What is Manyi going to do now because MKP, the party he eventually left the fatigued ANC for – after a couple of stops along the way of course – seems to be in a worse state of mental and intellectual paralysis?

After changing political parties four times in six years, maybe it’s time the tired Manyi retired.

CALL FASHION POLICE

THOKO Didiza is arguably one of the best Speakers ever to grace the National Assembly since the dawn of South Africa’s democracy in 1994.

She has been a breath of fresh air following the disastrous and lethargic tenure of former defence minister, corruption-accused and error-prone Nosiviwe Mapisa-Nqakula, who attracted a slew of criticisms from opposition benches for displaying favouritism, real or imagined, towards her party, the African National Congress.

In contract, Didiza is treated with respect by the majority of political parties represented in parliament, especially those in the Government of National Unity (GNU), because of the impartial manner in which she handles debate in the House.

It is work she takes very seriously. But someone forgot to tell Didiza that she was allowed to don her Women’s League uniform at the league and ANC’s events and no one would accuse her of being partisan.

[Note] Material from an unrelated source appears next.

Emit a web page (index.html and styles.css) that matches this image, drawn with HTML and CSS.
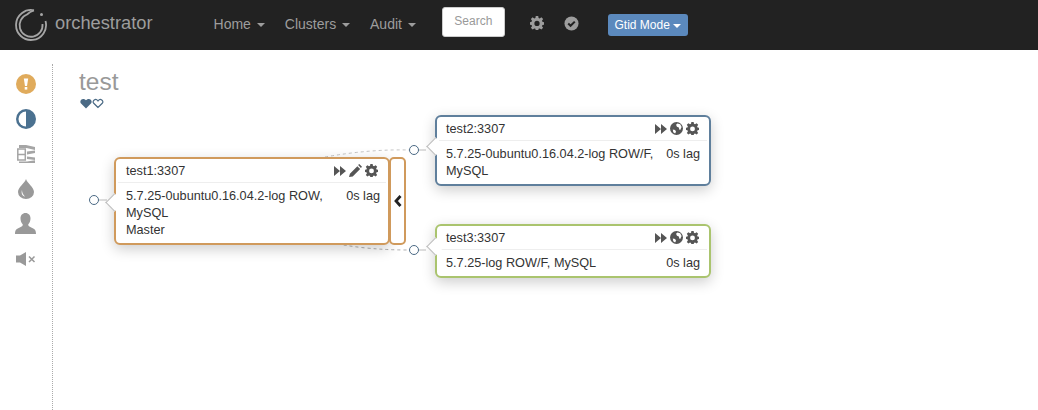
FILE: index.html
```html
<!DOCTYPE html>
<html lang="en">
   <head>
      <meta charset="UTF-8">
      <meta name="viewport" content="width=device-width, initial-scale=1.0">
      <title>orchestrator</title>
      <link rel="stylesheet" href="styles.css">
   </head>
   <body>
      <nav class="navbar">
         <a class="brand">
            <svg class="logo" width="34" height="34" viewBox="0 0 34 34">
               <path d="M20 2.300A15 15 0 1 0 31.500 13" fill="none" stroke="#a5a5a5" stroke-width="1.800"/>
               <path d="M20 2.300Q16 3.500 13 6.500A11.500 11.500 0 1 0 28.500 16" fill="none" stroke="#a5a5a5" stroke-width="1.800"/>
               <circle cx="27.500" cy="6.500" r="1.500" fill="#a5a5a5"/>
            </svg>
            <span>orchestrator</span>
         </a>
         <ul class="menu">
            <li>Home <i class="caret"></i></li>
            <li>Clusters <i class="caret"></i></li>
            <li>Audit <i class="caret"></i></li>
         </ul>
         <div class="search">Search</div>
         <svg class="nav-icon gear-nav" width="14" height="14" viewBox="0 0 16 16"><use href="#gear"/></svg>
         <svg class="nav-icon check-nav" width="15" height="15" viewBox="0 0 16 16">
            <circle cx="8" cy="8" r="7.500" fill="#9d9d9d"/>
            <path d="M4.500 8l2.500 2.500 4.500-4.500" fill="none" stroke="#222" stroke-width="2.200"/>
         </svg>
         <button class="mode-btn">Gtid Mode <i class="caret white"></i></button>
      </nav>

      <svg class="defs" width="0" height="0">
         <symbol id="gear" viewBox="0 0 16 16">
            <path fill-rule="evenodd" d="M6.600 0h2.800l.4 2.200 1.300.6L13 1.500l2 2-1.300 1.900.5 1.300 2.200.4v2.800l-2.200.4-.5 1.300 1.300 1.900-2 2-1.900-1.300-1.300.5-.4 2.200H6.600l-.4-2.200-1.300-.5L3 15.500l-2-2 1.300-1.900-.5-1.300L-.4 9.900V7.100l2.200-.4.500-1.300L1 3.500l2-2 1.900 1.300 1.300-.6zM8 5.500a3 3 0 1 0 0 6 3 3 0 0 0 0-6z"/>
         </symbol>
         <symbol id="forward" viewBox="0 0 12 12">
            <path d="M0 1l6 5-6 5zM6 1l6 5-6 5z"/>
         </symbol>
         <symbol id="globe" viewBox="0 0 14 14">
            <circle cx="7" cy="7" r="7"/>
            <path fill="#fff" d="M8 1.500l3 1 1.500 3-1.500 3-1-.5-.5-2-2-1-1-2zM3 8l2.500.5 1 2-1 2L3.500 11z"/>
         </symbol>
         <symbol id="pencil" viewBox="0 0 14 14">
            <path d="M0 14l1-3.500 8-8 3 3-8 8zM9.800 1.200L11 0l3 3-1.200 1.200z"/>
         </symbol>
      </svg>

      <div class="page">
         <aside class="sidebar">
            <div class="side-item">
               <svg width="20" height="20" viewBox="0 0 20 20">
                  <circle cx="10" cy="10" r="10" fill="#e0ab5c"/>
                  <path d="M7.800 4.500h4.400L11 12H9z" fill="#fff"/>
                  <rect x="8.700" y="13" width="2.600" height="2.600" fill="#fff"/>
               </svg>
            </div>
            <div class="side-item">
               <svg width="20" height="20" viewBox="0 0 20 20">
                  <circle cx="10" cy="10" r="10" fill="#4b7190"/>
                  <path d="M10 2.500a7.500 7.500 0 0 0 0 15z" fill="#fff"/>
               </svg>
            </div>
            <div class="side-item">
               <svg width="20" height="20" viewBox="0 0 20 20">
                  <path d="M1.800 5h7.500v11H1.800zM1.800 10.500h7.500" fill="none" stroke="#a5a5a5" stroke-width="1.500"/>
                  <path d="M3 1h7l9 2v3L10.500 4H3zM11 7.500l8-1v2.500l-8 1.500zM11 12.500l8 1V16l-8-1zM3 17.500h8l8-1.200V19H3z" fill="#a5a5a5"/>
               </svg>
            </div>
            <div class="side-item">
               <svg width="16" height="20" viewBox="0 0 16 20">
                  <path d="M8 0c1 4 8 8 8 13a8 7 0 0 1-16 0C0 8 7 4 8 0z" fill="#999"/>
                  <path d="M4 11c-1 3 0 6 3 6.500-2-2-3-4-3-6.500z" fill="#fff"/>
               </svg>
            </div>
            <div class="side-item">
               <svg width="21" height="21" viewBox="0 0 21 21">
                  <path d="M10.500 0c3 0 5 2.300 5 5.500 0 2.500-1 4.500-2.300 6 0 1.500 1 2 3 3 3 1.200 4.800 2 4.800 6.500H0c0-4.500 1.800-5.300 4.800-6.500 2-1 3-1.500 3-3-1.300-1.500-2.300-3.500-2.300-6C5.500 2.300 7.500 0 10.500 0z" fill="#999"/>
               </svg>
            </div>
            <div class="side-item">
               <svg width="20" height="14" viewBox="0 0 20 14">
                  <path d="M0 3.500h4l6-3.500v14l-6-3.500H0z" fill="#999"/>
                  <path d="M13 4.500l5.500 5.500M18.500 4.500L13 10" stroke="#999" stroke-width="1.500"/>
               </svg>
            </div>
         </aside>

         <main class="content">
            <h1 class="title">test</h1>
            <div class="hearts">
               <svg width="12" height="11" viewBox="0 0 12 11"><path d="M6 10.500L.8 5.200C-1 2.500 2.800-1 6 2.300 9.200-1 13 2.500 11.200 5.200z" fill="#4b6a85"/></svg>
               <svg width="12" height="11" viewBox="0 0 12 11"><path d="M6 9.500L1.500 5C0 3 3.500-.5 6 3c2.500-3.500 6 0 4.500 2z" fill="#fff" stroke="#4b6a85" stroke-width="1.200"/></svg>
            </div>

            <div class="diagram">
               <svg class="links" width="1038" height="360">
                  <path d="M325 107Q370 99 409 100" fill="none" stroke="#c4c4c4" stroke-dasharray="3 3"/>
                  <path d="M338 194Q370 200 409 200" fill="none" stroke="#b0b0b0" stroke-dasharray="3 3"/>
                  <path d="M98 150h9M418 100h8M418 200h8" stroke="#bbb"/>
               </svg>
               <span class="port port-a"></span>
               <span class="port port-b"></span>
               <span class="port port-c"></span>

               <div class="node node-master">
                  <div class="node-head">
                     <span>test1:3307</span>
                     <div class="node-icons">
                        <svg width="12" height="12"><use href="#forward"/></svg>
                        <svg width="13" height="13"><use href="#pencil"/></svg>
                        <svg width="13" height="13"><use href="#gear"/></svg>
                     </div>
                  </div>
                  <div class="node-body">
                     <div class="node-row"><span>5.7.25-0ubuntu0.16.04.2-log ROW,<br>MySQL</span><span>0s lag</span></div>
                     <div>Master</div>
                  </div>
               </div>
               <div class="toggle">
                  <svg width="8" height="12" viewBox="0 0 8 12"><path d="M6.500 1L2 6l4.500 5" fill="none" stroke="#222" stroke-width="2.800"/></svg>
               </div>

               <div class="node node-replica">
                  <div class="node-head">
                     <span>test2:3307</span>
                     <div class="node-icons">
                        <svg width="12" height="12"><use href="#forward"/></svg>
                        <svg width="13" height="13"><use href="#globe"/></svg>
                        <svg width="13" height="13"><use href="#gear"/></svg>
                     </div>
                  </div>
                  <div class="node-body">
                     <div class="node-row"><span>5.7.25-0ubuntu0.16.04.2-log ROW/F,<br>MySQL</span><span>0s lag</span></div>
                  </div>
               </div>

               <div class="node node-ok">
                  <div class="node-head">
                     <span>test3:3307</span>
                     <div class="node-icons">
                        <svg width="12" height="12"><use href="#forward"/></svg>
                        <svg width="13" height="13"><use href="#globe"/></svg>
                        <svg width="13" height="13"><use href="#gear"/></svg>
                     </div>
                  </div>
                  <div class="node-body">
                     <div class="node-row"><span>5.7.25-log ROW/F, MySQL</span><span>0s lag</span></div>
                  </div>
               </div>
            </div>
         </main>
      </div>
   </body>
</html>
```

FILE: styles.css
```css
html, body{
margin: 0;
height: 100%;
overflow: hidden;
}
body{
font-family: "Liberation Sans", Arial, sans-serif;
font-size: 13px;
color: #333;
background-color: #fff;
}
.defs{
position: absolute;
}
.navbar{
height: 50px;
background-color: #222;
display: flex;
align-items: center;
color: #9d9d9d;
}
.brand{
display: flex;
align-items: center;
margin-left: 14px;
font-size: 18.3px;
}
.brand span{
margin-left: 7px;
margin-top: -4px;
}
.menu{
list-style: none;
display: flex;
gap: 20px;
margin: -2px 0 0 61px;
padding: 0;
font-size: 14px;
}
.caret{
display: inline-block;
width: 0;
height: 0;
margin-left: 2px;
vertical-align: middle;
border-top: 4px solid #9d9d9d;
border-left: 4px solid transparent;
border-right: 4px solid transparent;
}
.caret.white{
border-top-color: #fff;
margin-left: 0;
}
.search{
width: 61px;
height: 28px;
margin-left: 26px;
margin-top: -6px;
line-height: 27px;
background-color: #fff;
border: 1px solid #ccc;
border-radius: 3px;
text-align: center;
font-size: 12px;
color: #999;
}
.nav-icon{
fill: #9d9d9d;
margin-top: -4px;
}
.gear-nav{
margin-left: 25px;
}
.check-nav{
margin-left: 20px;
}
.mode-btn{
margin-left: 29px;
height: 22px;
width: 80px;
padding: 0;
border: none;
border-radius: 3px;
background-color: #5b89bd;
color: #fff;
font-family: inherit;
font-size: 12px;
}
.page{
display: flex;
height: 360px;
}
.sidebar{
width: 53px;
flex: none;
margin-top: 14px;
padding-top: 2px;
padding-right: 1px;
box-sizing: border-box;
border-right: 1px dotted #aaa;
}
.side-item{
height: 35px;
display: flex;
align-items: center;
justify-content: center;
}
.content{
flex: 1;
position: relative;
padding-left: 26px;
}
.title{
margin: 19px 0 0;
font-size: 24.5px;
font-weight: normal;
line-height: 26px;
color: #999;
}
.hearts{
display: flex;
margin: 3px 0 0 1px;
}
.diagram{
position: absolute;
top: 0;
left: -53px;
width: 1038px;
height: 360px;
}
.links{
position: absolute;
top: 0;
left: 0;
}
.port{
position: absolute;
width: 8px;
height: 8px;
border: 1.500px solid #4b6a85;
border-radius: 50%;
background-color: #fff;
}
.port-a{
left: 89px;
top: 145px;
}
.port-b{
left: 409px;
top: 95px;
}
.port-c{
left: 409px;
top: 195px;
}
.node{
position: absolute;
width: 276px;
box-sizing: border-box;
background-color: #fff;
border: 2px solid #ccc;
border-radius: 6px;
box-shadow: 0 4px 14px rgba(0, 0, 0, 0.2);
}
.node::before{
content: "";
position: absolute;
left: -8px;
width: 12px;
height: 12px;
transform: rotate(45deg);
background-color: #fff;
border-left: 1px solid #bbb;
border-bottom: 1px solid #bbb;
}
.node-master{
left: 114px;
top: 107px;
height: 88px;
border-color: #d09a5c;
}
.node-master::before{
top: 37px;
}
.node-replica{
left: 435px;
top: 65px;
height: 71px;
border-color: #5f7f9c;
}
.node-replica::before{
top: 23px;
}
.node-ok{
left: 435px;
top: 174px;
height: 54px;
border-color: #aac46e;
}
.node-ok::before{
top: 14px;
}
.node-head{
display: flex;
justify-content: space-between;
align-items: center;
height: 23px;
margin: 0 2px;
padding: 0 8px;
border-bottom: 1px solid #eee;
color: #333;
}
.node-icons{
display: flex;
align-items: center;
gap: 3px;
fill: #555;
}
.node-body{
padding: 5px 8px 0 10px;
line-height: 17px;
font-size: 12.7px;
position: relative;
}
.node-head span{
font-size: 12.7px;
}
.node-replica .node-head, .node-ok .node-head{
padding: 0 8px 0 7px;
}
.node-replica .node-body, .node-ok .node-body{
padding: 5px 9px 0 9px;
}
.node-row{
display: flex;
justify-content: space-between;
}
.toggle{
position: absolute;
left: 389px;
top: 107px;
width: 17px;
height: 88px;
box-sizing: border-box;
border: 2px solid #d09a5c;
border-radius: 5px;
display: flex;
align-items: center;
justify-content: center;
background-color: #fff;
}
```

A case in point was at the funeral of the ANCWL’s deputy president, Lungile Mnganga-Gcabashe, at the Inkosi Albert Luthuli International Convention Centre in Durban last weekend.

While Didiza’s ANCWL comrades were resplendent in the league’s black and green colours, she became the centre of attraction when she turned up in a bright, floral and multi-coloured dress that shouted all the way to high heaven.

She was lucky, though, that she was at a funeral service of a comrade. Otherwise fashion police would have, handcuffs in hand, pounced on her at the venue.

A BAD JOB

GOING back to uMkhonto we Sizwe Party’s Thol’ispane programme, millions of youths desperately looking for jobs throughout South Africa will be disappointed to know that the initiative is not offering anything tangible by way of providing solutions to the country’s deepening unemployment crisis.

All it does, however, is to encourage the unemployed in its tagline to vuka (wake up), panda (hustle) and spana (work), the first two of which they already do on their own anyway without much success.

The only MKP politician this mantra seems to resonate with is Member of Parliament Eric “Papa Penny” Kobane, who recently “encouraged” 150 jobless men in his rural ward in Limpopo to vuka, panda and spana on a citrus farm at Endulini, in the Eastern Cape, more than 1 500km away.

The only problem is that Kobane forgot to tell the men, many of whom belong to the post-2YK generation, that he was giving them a history lesson of how it felt like working on the farms during those bad and horrible apartheid days.

No wonder all the recruits bar five made a beeline home less than a month after they left.

Just because Papa Penny grew up on the tomato and avocado farm ZZ2 in Mooketsi, Limpopo, does not mean democracy’s children must endure the same experience.